▶ [EXERCISE MATERIALS]:
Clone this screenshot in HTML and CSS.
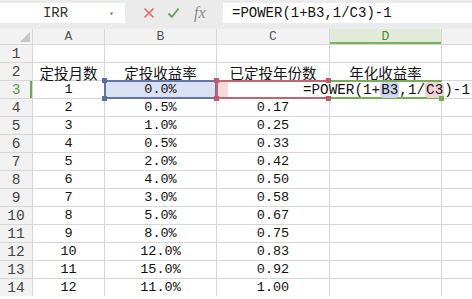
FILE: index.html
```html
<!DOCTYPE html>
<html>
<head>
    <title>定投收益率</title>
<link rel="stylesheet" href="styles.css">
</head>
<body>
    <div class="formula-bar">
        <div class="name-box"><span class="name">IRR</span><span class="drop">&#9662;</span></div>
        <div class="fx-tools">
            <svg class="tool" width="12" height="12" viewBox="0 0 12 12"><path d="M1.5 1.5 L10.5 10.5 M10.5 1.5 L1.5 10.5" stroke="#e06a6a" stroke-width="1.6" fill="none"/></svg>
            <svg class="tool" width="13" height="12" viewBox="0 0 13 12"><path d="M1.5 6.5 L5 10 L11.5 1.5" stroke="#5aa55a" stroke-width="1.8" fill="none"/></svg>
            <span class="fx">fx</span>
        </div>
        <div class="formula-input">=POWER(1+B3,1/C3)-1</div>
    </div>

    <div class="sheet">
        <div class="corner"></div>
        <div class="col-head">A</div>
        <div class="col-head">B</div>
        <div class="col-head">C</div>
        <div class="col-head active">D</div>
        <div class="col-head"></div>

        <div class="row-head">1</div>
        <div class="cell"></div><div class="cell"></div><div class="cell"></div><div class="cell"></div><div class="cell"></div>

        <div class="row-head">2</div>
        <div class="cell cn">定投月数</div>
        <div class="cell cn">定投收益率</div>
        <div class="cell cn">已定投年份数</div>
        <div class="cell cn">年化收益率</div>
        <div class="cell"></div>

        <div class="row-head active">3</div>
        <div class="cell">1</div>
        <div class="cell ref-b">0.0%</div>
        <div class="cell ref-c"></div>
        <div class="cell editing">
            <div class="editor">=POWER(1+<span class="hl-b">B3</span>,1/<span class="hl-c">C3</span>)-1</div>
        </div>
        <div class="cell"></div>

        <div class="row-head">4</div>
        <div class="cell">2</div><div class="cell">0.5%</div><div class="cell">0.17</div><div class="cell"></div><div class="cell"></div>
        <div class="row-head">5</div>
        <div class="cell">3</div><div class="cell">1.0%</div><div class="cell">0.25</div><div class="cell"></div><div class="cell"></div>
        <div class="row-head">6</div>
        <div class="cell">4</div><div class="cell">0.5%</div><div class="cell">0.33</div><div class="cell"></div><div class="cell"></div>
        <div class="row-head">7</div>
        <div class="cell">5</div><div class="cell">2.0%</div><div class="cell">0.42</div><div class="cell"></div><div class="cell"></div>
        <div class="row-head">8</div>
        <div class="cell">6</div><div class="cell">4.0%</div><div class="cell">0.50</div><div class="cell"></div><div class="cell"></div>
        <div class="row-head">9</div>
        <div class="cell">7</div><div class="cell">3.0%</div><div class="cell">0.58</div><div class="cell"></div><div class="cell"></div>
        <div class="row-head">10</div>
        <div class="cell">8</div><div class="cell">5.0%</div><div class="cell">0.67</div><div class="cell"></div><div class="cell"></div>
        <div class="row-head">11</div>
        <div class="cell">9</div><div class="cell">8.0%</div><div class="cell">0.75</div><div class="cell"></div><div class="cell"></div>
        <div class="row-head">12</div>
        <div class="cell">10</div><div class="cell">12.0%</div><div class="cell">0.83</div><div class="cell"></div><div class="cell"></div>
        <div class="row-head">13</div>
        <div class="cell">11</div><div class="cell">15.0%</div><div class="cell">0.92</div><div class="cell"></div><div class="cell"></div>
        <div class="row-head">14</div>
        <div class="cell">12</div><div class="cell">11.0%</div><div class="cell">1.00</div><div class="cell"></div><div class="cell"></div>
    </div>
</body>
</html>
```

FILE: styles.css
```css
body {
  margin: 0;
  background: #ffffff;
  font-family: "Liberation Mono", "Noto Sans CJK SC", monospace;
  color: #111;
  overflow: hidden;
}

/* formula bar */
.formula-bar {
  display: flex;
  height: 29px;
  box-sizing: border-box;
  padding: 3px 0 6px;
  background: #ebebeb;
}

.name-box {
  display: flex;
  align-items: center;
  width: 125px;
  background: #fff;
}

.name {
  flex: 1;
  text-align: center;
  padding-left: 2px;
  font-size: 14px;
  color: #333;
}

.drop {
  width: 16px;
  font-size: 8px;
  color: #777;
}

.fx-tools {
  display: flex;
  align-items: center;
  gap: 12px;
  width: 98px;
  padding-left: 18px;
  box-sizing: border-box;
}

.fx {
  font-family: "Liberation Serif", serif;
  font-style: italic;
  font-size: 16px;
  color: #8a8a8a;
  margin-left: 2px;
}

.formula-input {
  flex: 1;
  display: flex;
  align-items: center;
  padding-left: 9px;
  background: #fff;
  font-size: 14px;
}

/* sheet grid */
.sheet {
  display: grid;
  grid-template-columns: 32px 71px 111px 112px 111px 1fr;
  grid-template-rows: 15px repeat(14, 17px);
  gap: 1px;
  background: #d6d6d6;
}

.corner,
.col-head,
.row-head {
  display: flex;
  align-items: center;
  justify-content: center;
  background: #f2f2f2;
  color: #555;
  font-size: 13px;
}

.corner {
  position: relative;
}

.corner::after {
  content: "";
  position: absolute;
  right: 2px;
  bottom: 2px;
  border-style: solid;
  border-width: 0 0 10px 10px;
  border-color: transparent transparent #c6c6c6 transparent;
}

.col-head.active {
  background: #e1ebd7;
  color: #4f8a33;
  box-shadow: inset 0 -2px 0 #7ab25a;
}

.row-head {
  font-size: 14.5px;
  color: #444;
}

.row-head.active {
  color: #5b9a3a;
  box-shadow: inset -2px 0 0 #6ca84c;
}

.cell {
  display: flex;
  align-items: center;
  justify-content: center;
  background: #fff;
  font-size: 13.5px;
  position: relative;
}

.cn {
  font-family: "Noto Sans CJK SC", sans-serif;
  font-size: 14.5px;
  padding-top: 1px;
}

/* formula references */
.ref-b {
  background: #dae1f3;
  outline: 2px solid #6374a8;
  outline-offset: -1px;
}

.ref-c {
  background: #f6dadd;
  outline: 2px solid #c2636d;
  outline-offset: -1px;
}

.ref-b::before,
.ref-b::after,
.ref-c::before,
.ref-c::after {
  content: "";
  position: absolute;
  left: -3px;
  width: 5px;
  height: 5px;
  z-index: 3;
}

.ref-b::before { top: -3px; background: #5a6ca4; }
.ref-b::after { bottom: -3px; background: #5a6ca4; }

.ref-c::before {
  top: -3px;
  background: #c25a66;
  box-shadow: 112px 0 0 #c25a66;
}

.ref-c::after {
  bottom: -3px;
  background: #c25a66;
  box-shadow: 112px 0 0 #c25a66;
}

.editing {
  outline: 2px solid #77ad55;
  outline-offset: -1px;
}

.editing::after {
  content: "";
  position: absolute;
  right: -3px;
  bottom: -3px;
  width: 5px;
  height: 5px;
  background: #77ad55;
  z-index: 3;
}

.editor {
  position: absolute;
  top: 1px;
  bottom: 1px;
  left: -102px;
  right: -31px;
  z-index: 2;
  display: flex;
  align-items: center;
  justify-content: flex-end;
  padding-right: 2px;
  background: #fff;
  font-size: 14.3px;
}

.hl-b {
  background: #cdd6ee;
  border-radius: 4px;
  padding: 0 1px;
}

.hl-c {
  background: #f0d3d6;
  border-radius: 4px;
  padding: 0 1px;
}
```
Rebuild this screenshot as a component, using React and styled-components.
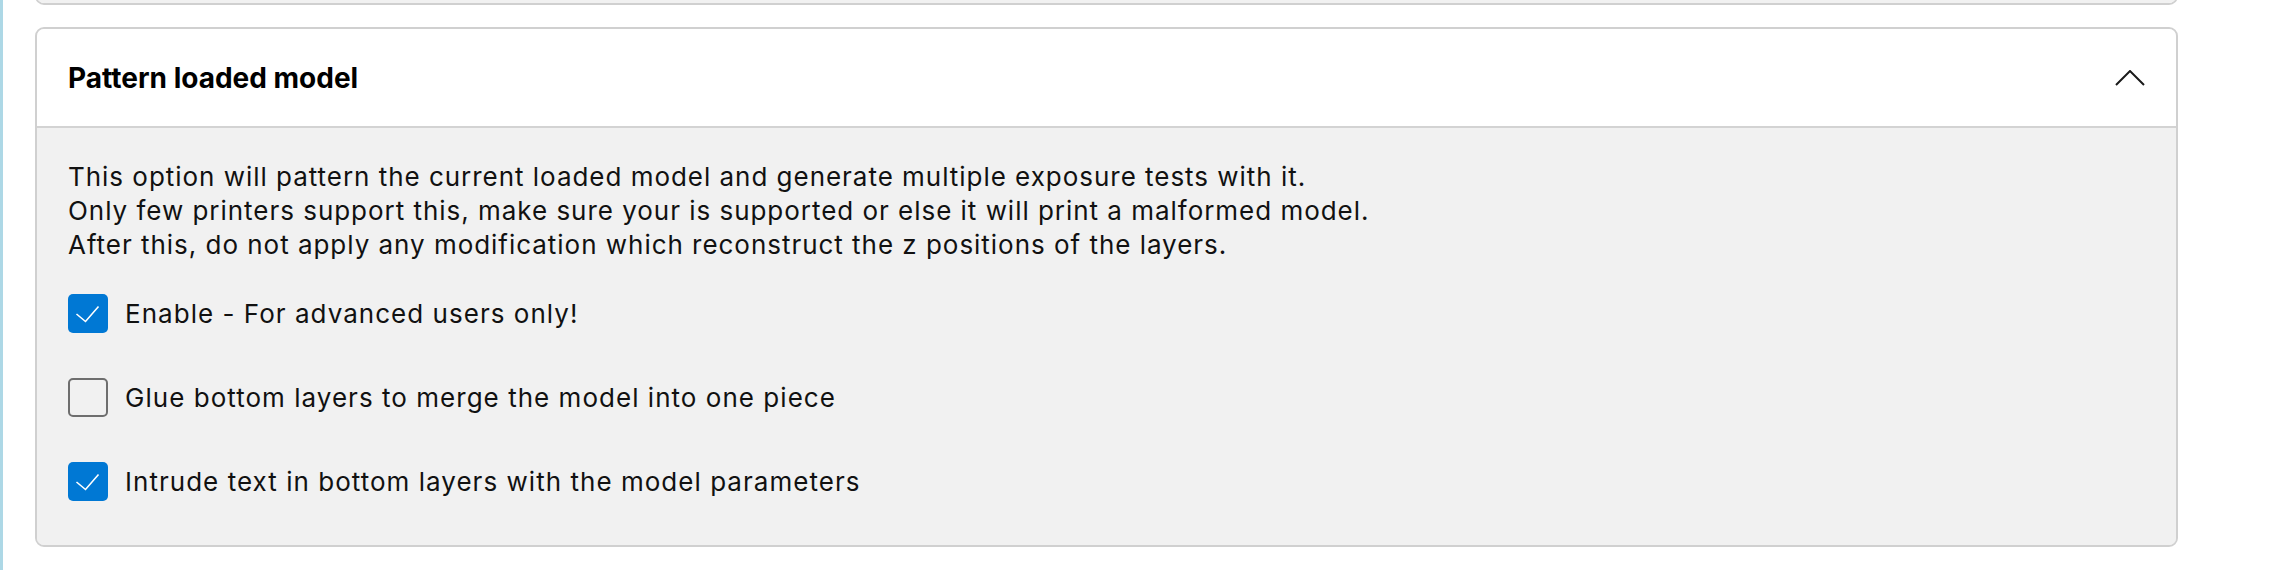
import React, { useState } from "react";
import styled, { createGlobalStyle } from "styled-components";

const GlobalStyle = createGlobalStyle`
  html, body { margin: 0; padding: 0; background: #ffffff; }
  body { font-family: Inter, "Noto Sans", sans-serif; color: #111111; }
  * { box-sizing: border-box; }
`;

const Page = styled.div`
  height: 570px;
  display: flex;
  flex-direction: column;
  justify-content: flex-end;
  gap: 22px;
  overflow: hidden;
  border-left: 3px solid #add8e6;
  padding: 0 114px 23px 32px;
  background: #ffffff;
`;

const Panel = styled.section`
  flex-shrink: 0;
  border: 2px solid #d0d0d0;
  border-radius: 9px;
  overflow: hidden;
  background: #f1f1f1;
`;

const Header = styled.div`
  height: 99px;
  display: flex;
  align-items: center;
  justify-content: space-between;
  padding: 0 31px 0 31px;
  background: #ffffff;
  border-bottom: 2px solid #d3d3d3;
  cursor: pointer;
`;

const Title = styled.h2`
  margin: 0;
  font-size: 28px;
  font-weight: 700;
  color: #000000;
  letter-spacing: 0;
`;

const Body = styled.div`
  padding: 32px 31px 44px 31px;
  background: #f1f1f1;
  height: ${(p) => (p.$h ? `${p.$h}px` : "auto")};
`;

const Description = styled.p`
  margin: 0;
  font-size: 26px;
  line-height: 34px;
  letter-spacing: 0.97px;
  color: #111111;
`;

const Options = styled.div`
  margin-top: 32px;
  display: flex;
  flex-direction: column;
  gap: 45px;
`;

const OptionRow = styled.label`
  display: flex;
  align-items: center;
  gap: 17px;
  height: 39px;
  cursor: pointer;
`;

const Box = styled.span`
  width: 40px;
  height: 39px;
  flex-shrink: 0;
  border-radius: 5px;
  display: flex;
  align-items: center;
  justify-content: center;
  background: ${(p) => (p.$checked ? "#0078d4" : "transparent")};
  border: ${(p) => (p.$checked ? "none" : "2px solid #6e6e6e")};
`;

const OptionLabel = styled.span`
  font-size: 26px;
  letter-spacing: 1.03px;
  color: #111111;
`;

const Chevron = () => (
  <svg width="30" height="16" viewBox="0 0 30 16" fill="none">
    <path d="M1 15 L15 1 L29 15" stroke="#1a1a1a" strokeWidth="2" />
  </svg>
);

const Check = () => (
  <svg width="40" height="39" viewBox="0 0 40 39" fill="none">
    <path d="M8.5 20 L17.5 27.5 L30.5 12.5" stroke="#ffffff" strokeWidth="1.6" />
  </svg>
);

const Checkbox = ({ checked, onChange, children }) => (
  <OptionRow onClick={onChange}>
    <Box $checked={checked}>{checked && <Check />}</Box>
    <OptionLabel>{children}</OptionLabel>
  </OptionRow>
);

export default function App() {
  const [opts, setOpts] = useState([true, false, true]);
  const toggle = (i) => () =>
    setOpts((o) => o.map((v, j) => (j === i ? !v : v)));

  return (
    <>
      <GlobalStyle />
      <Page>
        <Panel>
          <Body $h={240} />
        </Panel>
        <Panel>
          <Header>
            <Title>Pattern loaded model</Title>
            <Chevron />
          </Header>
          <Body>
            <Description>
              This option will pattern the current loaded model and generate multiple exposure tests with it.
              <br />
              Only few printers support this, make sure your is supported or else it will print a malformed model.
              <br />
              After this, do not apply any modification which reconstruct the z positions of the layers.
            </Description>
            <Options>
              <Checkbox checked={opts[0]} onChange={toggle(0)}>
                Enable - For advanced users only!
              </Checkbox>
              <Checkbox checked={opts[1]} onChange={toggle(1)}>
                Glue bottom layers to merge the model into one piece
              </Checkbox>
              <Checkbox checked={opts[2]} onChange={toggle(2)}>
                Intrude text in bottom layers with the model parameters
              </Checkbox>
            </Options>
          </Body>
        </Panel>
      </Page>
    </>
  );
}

▶ [WHAT TO DO]: Return each line of the listing that holds the string "screenshot".

▶ [WRITTEN SOLUTION]:
Clone this screenshot in HTML and CSS.
Rebuild this screenshot as a component, using React and styled-components.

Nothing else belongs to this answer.